那是因为,女人有才只是其中的一个方面,如果,没有一段感天动地的爱情做点缀,她就永远不可能大放异彩。甚至,她可以没有才情,只要她刻骨铭心地爱过一个人,那么,这个人就有可能会帮她名垂青史。
鱼玄机因为温庭筠为流芳,薛涛因为元稹而扬名,可是,没有人让李季兰留下自己的烙印。所以,李季兰的一生比任何人都要可悲,因为,她甚至没有刻骨铭心地爱过。但是这并不意味着她就一生清白了,很多时候,爱与不爱都会被世人诟病。更何况,她自己也并不是那么无辜。
第一个和她传出绯闻的人是陆羽,就是被我们奉为“茶圣”的那个人。可是,她根本就不喜欢陆羽,所以,无须忠于他。不久之后,她就和陆羽的好朋友皎然有了一段风流韵事。李季兰做了一件极其伤天害理的事情,因为,这个皎然是个佛门弟子。
李季兰写给皎然:
“古岸新花开一枝,岸傍花下有分离;
莫将罗袖拂花落,便是行人肠断时。”
皎然写给李季兰:
“天女来相试,将花欲染衣;
禅心竟不起,还捧旧花归。”
李季兰写诗勾引皎然破坏佛门戒律,是对佛祖的大不敬,面对一个如此色艺双绝的女子,皎然不会不动凡心。但是,他需要故作姿态,虽然,唱和了一首诗给李季兰,但却并未表明自己的心意。皎然并不是唐僧一般坐怀不乱的人物,李季兰自然也不会是痴情的女儿国国主。
所以,在爱情这件事情上,李季兰看得格外淡,因为,她的前辈鱼玄机曾经告诫过她:“易求无价宝,难得有情郎”。如果你愿意,我自然会用尽我所有的风情去满足你、温暖你。但是,现在既然你不愿意,我也没什么好纠缠的,这就是李季兰。
可以说,她活得太过于清醒了,所以,就不会相信爱情了。从此,她与旁人再无爱恨瓜葛,所以,她的故事里少了缠绵悱恻,让人不会有心思去欣赏。
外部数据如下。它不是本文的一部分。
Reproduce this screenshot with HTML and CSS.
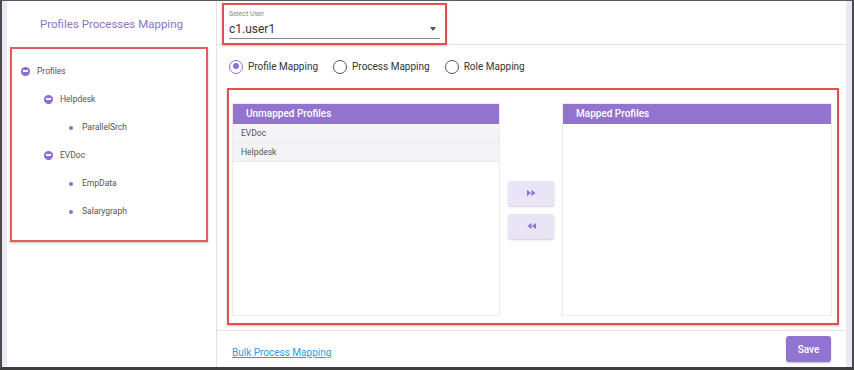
FILE: index.html
```html
<!DOCTYPE html>
<html lang="en">
<head>
    <meta charset="UTF-8">
    <meta name="viewport" content="width=device-width, initial-scale=1.0">
    <title>Profiles Processes Mapping</title>
    <link rel="stylesheet" href="styles.css">
</head>
<body>
    <div class="frame">
        <div class="sidebar">
            <h1 class="title">Profiles Processes Mapping</h1>
            <div class="tree-box">
                <ul class="tree">
                    <li>
                        <div class="node"><span class="toggle"></span>Profiles</div>
                        <ul>
                            <li>
                                <div class="node"><span class="toggle"></span>Helpdesk</div>
                                <ul>
                                    <li><div class="node"><span class="leaf"></span>ParallelSrch</div></li>
                                </ul>
                            </li>
                            <li>
                                <div class="node"><span class="toggle"></span>EVDoc</div>
                                <ul>
                                    <li><div class="node"><span class="leaf"></span>EmpData</div></li>
                                    <li><div class="node"><span class="leaf"></span>Salarygraph</div></li>
                                </ul>
                            </li>
                        </ul>
                    </li>
                </ul>
            </div>
        </div>

        <div class="main">
            <div class="top-bar">
                <div class="select-box">
                    <label class="select-label">Select User</label>
                    <div class="select-field">
                        <span>c1.user1</span>
                        <span class="caret"></span>
                    </div>
                </div>
            </div>

            <div class="radio-row">
                <label class="radio checked"><span class="dot"></span>Profile Mapping</label>
                <label class="radio"><span class="dot"></span>Process Mapping</label>
                <label class="radio"><span class="dot"></span>Role Mapping</label>
            </div>

            <div class="mapping-box">
                <div class="panel">
                    <div class="panel-head">Unmapped Profiles</div>
                    <div class="panel-row">EVDoc</div>
                    <div class="panel-row">Helpdesk</div>
                </div>

                <div class="move-buttons">
                    <button class="move-btn" title="Move right">
                        <svg width="9" height="6" viewBox="0 0 9 6"><path d="M0 0 L4 3 L0 6 Z M4.5 0 L8.5 3 L4.5 6 Z" fill="#8a6fd0"/></svg>
                    </button>
                    <button class="move-btn" title="Move left">
                        <svg width="9" height="6" viewBox="0 0 9 6"><path d="M9 0 L5 3 L9 6 Z M4.5 0 L0.5 3 L4.5 6 Z" fill="#8a6fd0"/></svg>
                    </button>
                </div>

                <div class="panel panel-wide">
                    <div class="panel-head">Mapped Profiles</div>
                </div>
            </div>

            <div class="footer">
                <a href="#" class="bulk-link">Bulk Process Mapping</a>
                <button class="save-btn">Save</button>
            </div>
        </div>
    </div>
</body>
</html>
```

FILE: styles.css
```css
* {
    box-sizing: border-box;
}
body {
    margin: 0;
    font-family: Roboto, "Liberation Sans", sans-serif;
    color: #333;
}
.frame {
    display: flex;
    width: 854px;
    height: 370px;
    background: #ebe7f3;
    border-left: 2px solid #4a4a4a;
    border-right: 2px solid #4a4a4a;
    border-top: 1px solid #5a5a5a;
    border-bottom: 3px solid #3f3f3f;
    padding: 0 6px 0 5px;
}
.sidebar {
    width: 210px;
    background: #fff;
    border-right: 1px solid #e2e2e2;
}
.title {
    margin: 0;
    height: 46px;
    line-height: 46px;
    text-align: center;
    font-size: 11.5px;
    font-weight: 400;
    color: #8c72c9;
}
.tree-box {
    margin: 0 0 0 3px;
    width: 198px;
    height: 195px;
    border: 2px solid #df5f5f;
    box-shadow: 0 1px 2px rgba(0, 0, 0, 0.25);
    padding: 8px 0 0 9px;
}
.tree, .tree ul {
    list-style: none;
    margin: 0;
    padding: 0;
}
.tree ul {
    padding-left: 23px;
}
.tree ul ul {
    padding-left: 22px;
}
.node {
    display: flex;
    align-items: center;
    height: 28px;
    font-size: 8.5px;
    color: #555;
}
.toggle, .leaf {
    position: relative;
    width: 9px;
    height: 9px;
    margin-right: 7px;
    flex: none;
}
.toggle {
    border-radius: 50%;
    background: #8c6fd1;
}
.toggle::after {
    content: "";
    position: absolute;
    left: 2px;
    top: 3.5px;
    width: 5px;
    height: 2px;
    background: #fff;
}
.leaf::after {
    content: "";
    position: absolute;
    left: 3px;
    top: 3px;
    width: 4px;
    height: 4px;
    border-radius: 50%;
    background: #8c6fd1;
}
.main {
    flex: 1;
    display: flex;
    flex-direction: column;
    background: #fff;
}
.top-bar {
    height: 44px;
    border-bottom: 1px solid #e4e4e4;
    padding: 2px 0 0 5px;
}
.select-box {
    width: 225px;
    height: 42px;
    border: 2px solid #df5050;
    box-shadow: 0 1px 2px rgba(0, 0, 0, 0.25);
    padding: 5px 5px 0 5px;
    background: #fff;
}
.select-label {
    display: block;
    font-size: 7px;
    color: #888;
    line-height: 9px;
}
.select-field {
    display: flex;
    justify-content: space-between;
    align-items: center;
    height: 20px;
    border-bottom: 1px solid #8a8a8a;
    font-size: 12px;
    color: #333;
    padding-right: 4px;
}
.caret {
    width: 0;
    height: 0;
    border-left: 3.5px solid transparent;
    border-right: 3.5px solid transparent;
    border-top: 4px solid #555;
}
.radio-row {
    height: 43px;
    display: flex;
    align-items: center;
    padding-left: 12px;
    gap: 15px;
}
.radio {
    display: flex;
    align-items: center;
    font-size: 10px;
    color: #333;
}
.radio .dot {
    width: 14px;
    height: 14px;
    border: 1.5px solid #555;
    border-radius: 50%;
    margin-right: 5px;
    position: relative;
}
.radio.checked .dot {
    border-color: #8c6fd1;
}
.radio.checked .dot::after {
    content: "";
    position: absolute;
    left: 2.5px;
    top: 2.5px;
    width: 6px;
    height: 6px;
    border-radius: 50%;
    background: #8c6fd1;
}
.mapping-box {
    margin-left: 10px;
    width: 612px;
    height: 237px;
    border: 2px solid #df5050;
    box-shadow: 0 1px 2px rgba(0, 0, 0, 0.25);
    padding: 13px 5px 7px 3px;
    display: flex;
    gap: 8px;
}
.panel {
    width: 268px;
    border: 1px solid #ececec;
    background: #fff;
}
.panel-wide {
    width: 270px;
}
.panel-head {
    height: 20px;
    line-height: 20px;
    background: #9273cf;
    color: #fff;
    font-size: 10px;
    font-weight: 500;
    padding-left: 13px;
}
.panel-row {
    height: 19px;
    line-height: 19px;
    background: #f4f4f6;
    border-bottom: 1px solid #e8e8ec;
    font-size: 8.5px;
    color: #555;
    padding-left: 8px;
}
.move-buttons {
    width: 46px;
    display: flex;
    flex-direction: column;
    justify-content: center;
    gap: 8px;
}
.move-btn {
    height: 25px;
    border: none;
    border-radius: 3px;
    background: #e9e4f6;
    box-shadow: 0 1px 2px rgba(0, 0, 0, 0.2);
    display: flex;
    align-items: center;
    justify-content: center;
    padding: 0;
}
.footer {
    margin-top: 5px;
    flex: 1;
    border-top: 1px solid #e4e4e4;
    display: flex;
    justify-content: space-between;
    align-items: center;
    padding: 0 15px 0 15px;
}
.bulk-link {
    font-size: 10px;
    color: #2f9be8;
    text-decoration: underline;
    margin-top: 6px;
}
.save-btn {
    width: 45px;
    height: 26px;
    border: none;
    border-radius: 3px;
    background: #9273cf;
    color: #fff;
    font-family: Roboto, "Liberation Sans", sans-serif;
    font-size: 10px;
    font-weight: 500;
    box-shadow: 0 1px 2px rgba(0, 0, 0, 0.25);
}
```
不过,她的芳名传到了当朝皇帝的耳朵里。那时候,她已经褪去了青春貌美,她连徐娘半老都算不上,因为,她已经是个老妪了,不过,仍然保存着少年时的风韵。之后,她奉旨入宫住过一个月,在此期间,唐玄宗曾称赞她为“俊媪”。
这一下更了不得了,李季兰比少年时更加声名鹊起,可是,这盖世的名声却将她彻底葬送了。至于天宝年间,唐玄宗已经不是那个朝乾夕惕地帝王了。所以,藩镇割据,民怨四起,内忧外患。这个时候,朱泚谋反,为了名正言顺,就找名士来证明他的合法性。
这个时候,李季兰的名声可以和李白相媲美了,她自然也在这“名士”之列。其诗意是以五德终始的一般说法歌颂新朝,说:“天下归心,祥瑞频现,天地含育,生民逍遥。”内容是歌功颂德的习惯套路。
但是,其后果可想而知,唐德宗平叛之后,怎么可能容得下一个为乱臣贼子歌功颂德的人。于是,李季兰的生命就因此而结束。在时代的剧变前,任何个人都很渺小,每一个微小的个人,都无法如事变平定后的结论般选择自己的人生。
追究李季兰的真正死因,仿佛就是她如雷贯耳的名气。最后可以说,她算是跳出了女子死于爱情的怪圈,却没逃过女子殉于名声的桎梏。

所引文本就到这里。